**Supplied data:**
══════

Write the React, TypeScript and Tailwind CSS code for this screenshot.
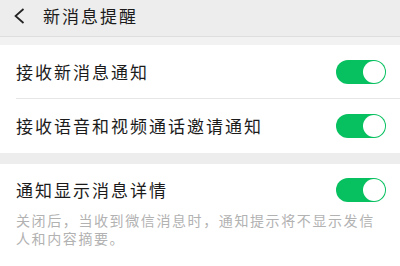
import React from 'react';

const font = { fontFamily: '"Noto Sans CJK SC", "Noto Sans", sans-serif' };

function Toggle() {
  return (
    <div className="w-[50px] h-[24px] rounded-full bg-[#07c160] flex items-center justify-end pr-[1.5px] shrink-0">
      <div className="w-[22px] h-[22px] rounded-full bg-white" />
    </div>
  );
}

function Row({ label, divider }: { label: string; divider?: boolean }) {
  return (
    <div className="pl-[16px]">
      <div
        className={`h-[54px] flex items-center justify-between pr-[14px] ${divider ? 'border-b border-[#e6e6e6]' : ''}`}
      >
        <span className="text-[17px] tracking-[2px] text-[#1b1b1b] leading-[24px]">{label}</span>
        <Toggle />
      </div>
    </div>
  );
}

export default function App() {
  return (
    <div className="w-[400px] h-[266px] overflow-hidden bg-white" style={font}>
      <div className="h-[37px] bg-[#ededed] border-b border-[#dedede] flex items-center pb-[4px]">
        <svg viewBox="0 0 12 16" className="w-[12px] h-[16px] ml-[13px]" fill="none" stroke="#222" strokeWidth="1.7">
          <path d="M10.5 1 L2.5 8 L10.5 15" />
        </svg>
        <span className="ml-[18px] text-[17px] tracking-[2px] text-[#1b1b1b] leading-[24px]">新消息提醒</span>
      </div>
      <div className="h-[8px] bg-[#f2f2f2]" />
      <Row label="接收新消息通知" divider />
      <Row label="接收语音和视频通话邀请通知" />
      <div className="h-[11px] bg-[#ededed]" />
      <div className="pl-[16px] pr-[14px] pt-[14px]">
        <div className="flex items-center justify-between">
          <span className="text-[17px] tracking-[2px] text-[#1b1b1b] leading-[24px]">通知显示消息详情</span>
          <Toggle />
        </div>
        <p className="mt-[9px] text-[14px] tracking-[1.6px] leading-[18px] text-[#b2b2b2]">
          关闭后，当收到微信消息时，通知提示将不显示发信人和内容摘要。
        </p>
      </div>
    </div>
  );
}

══════

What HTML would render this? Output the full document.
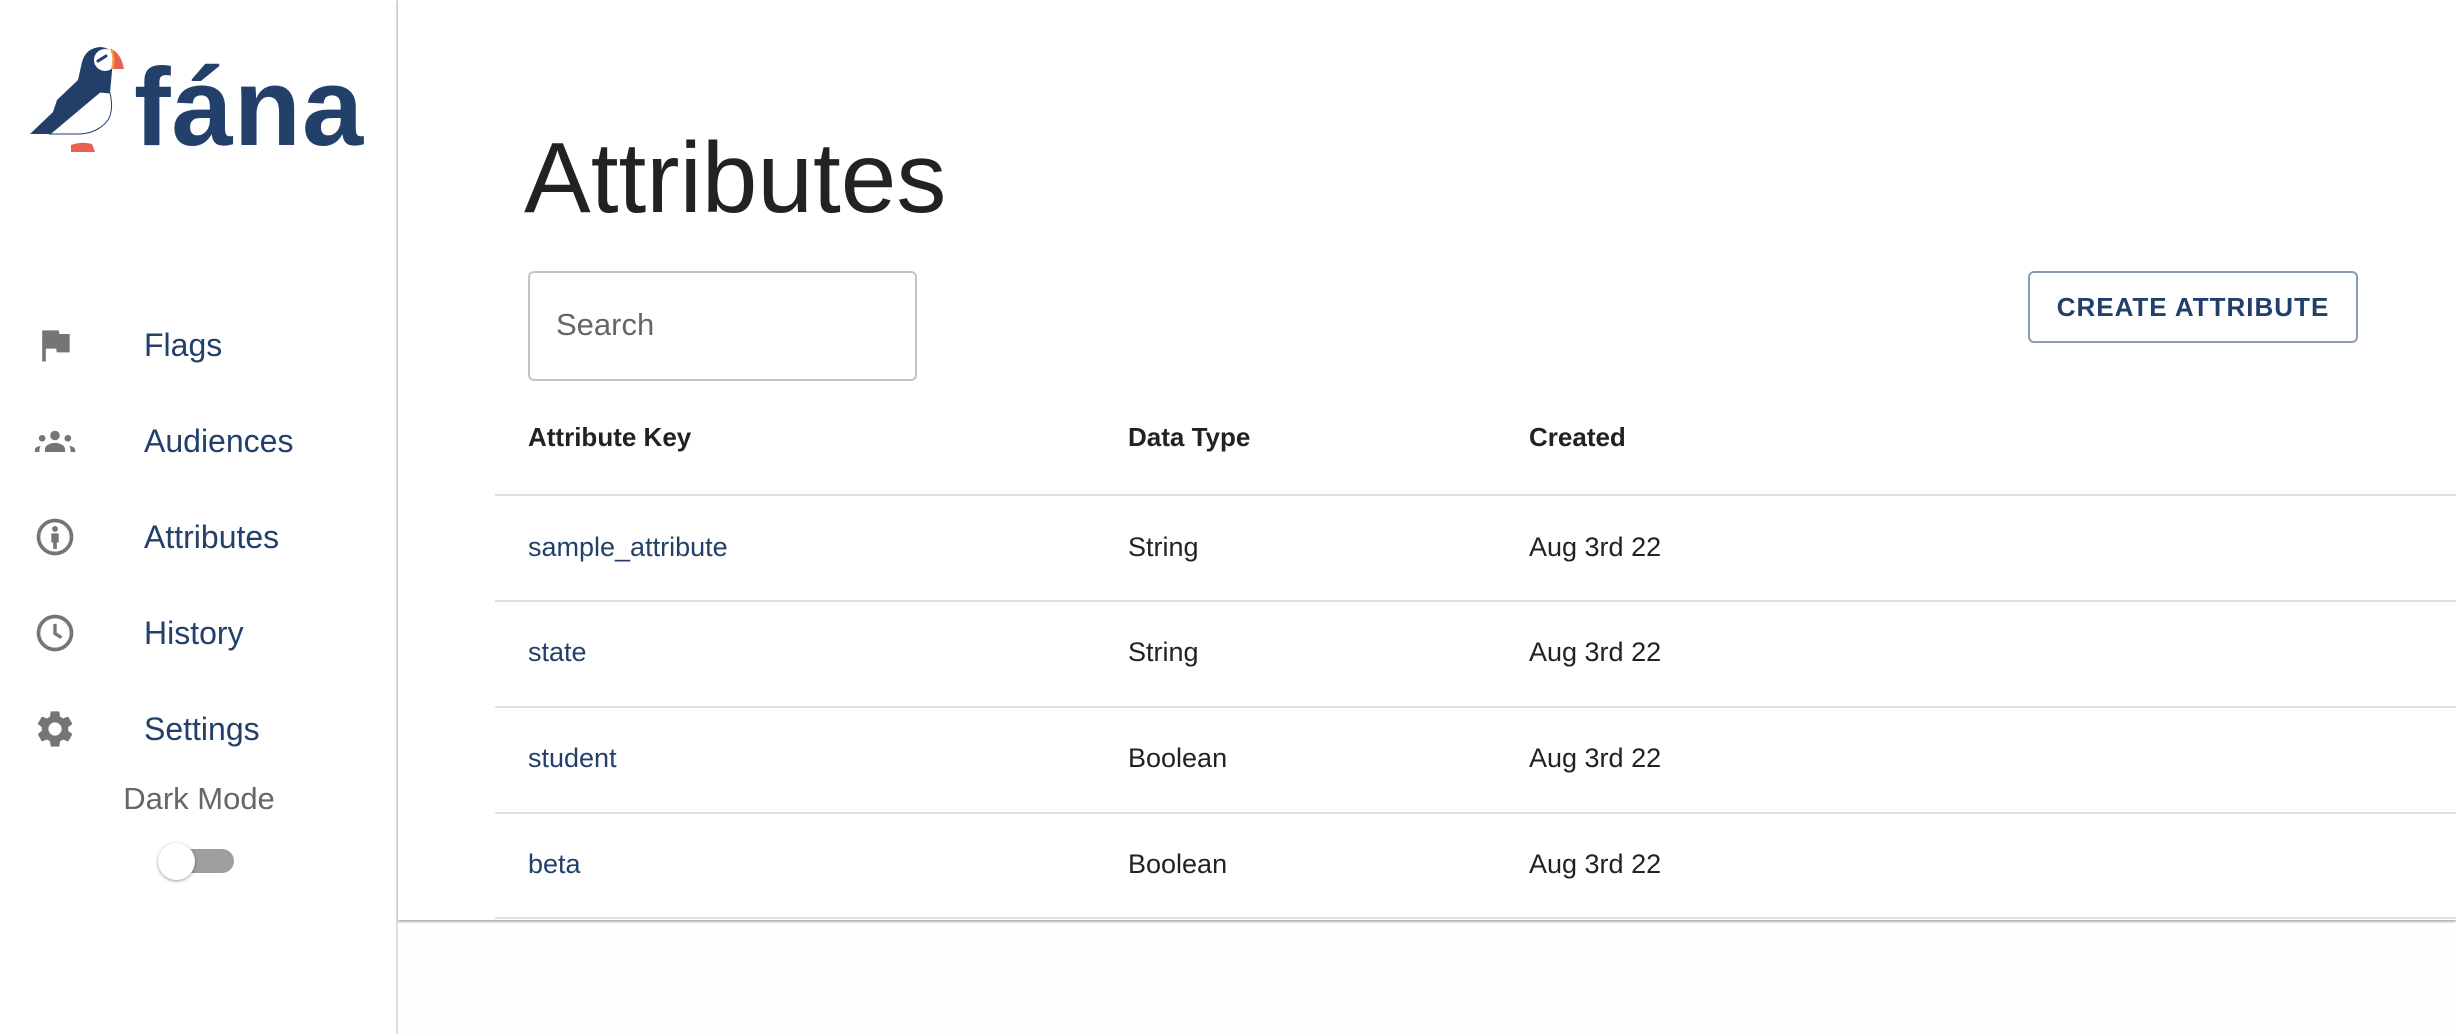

══════

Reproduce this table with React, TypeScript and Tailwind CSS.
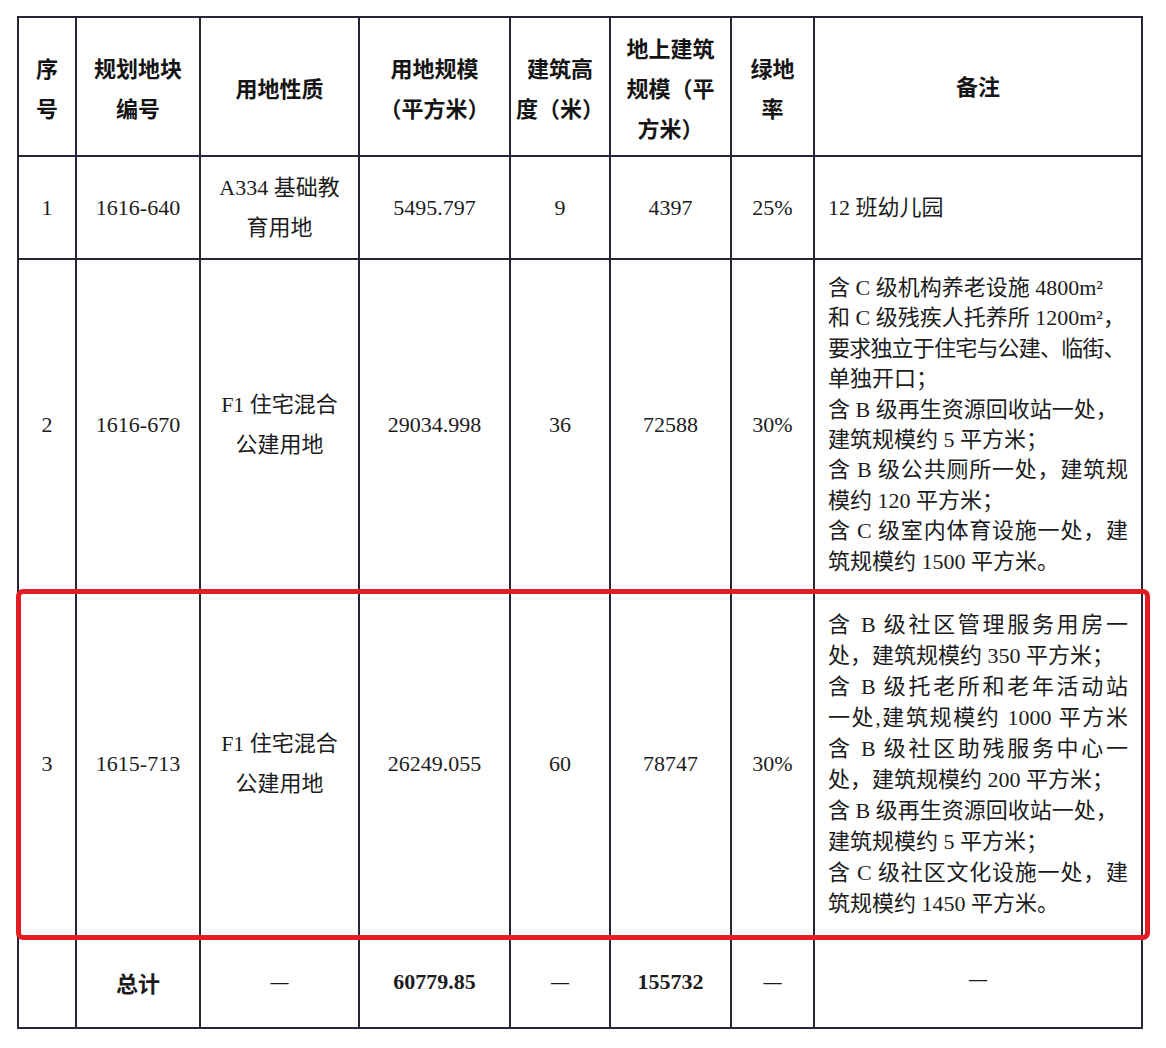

══════

Copy out all lines from the material above that contain the string "TypeScript".

**Solution:**
Write the React, TypeScript and Tailwind CSS code for this screenshot.
Reproduce this table with React, TypeScript and Tailwind CSS.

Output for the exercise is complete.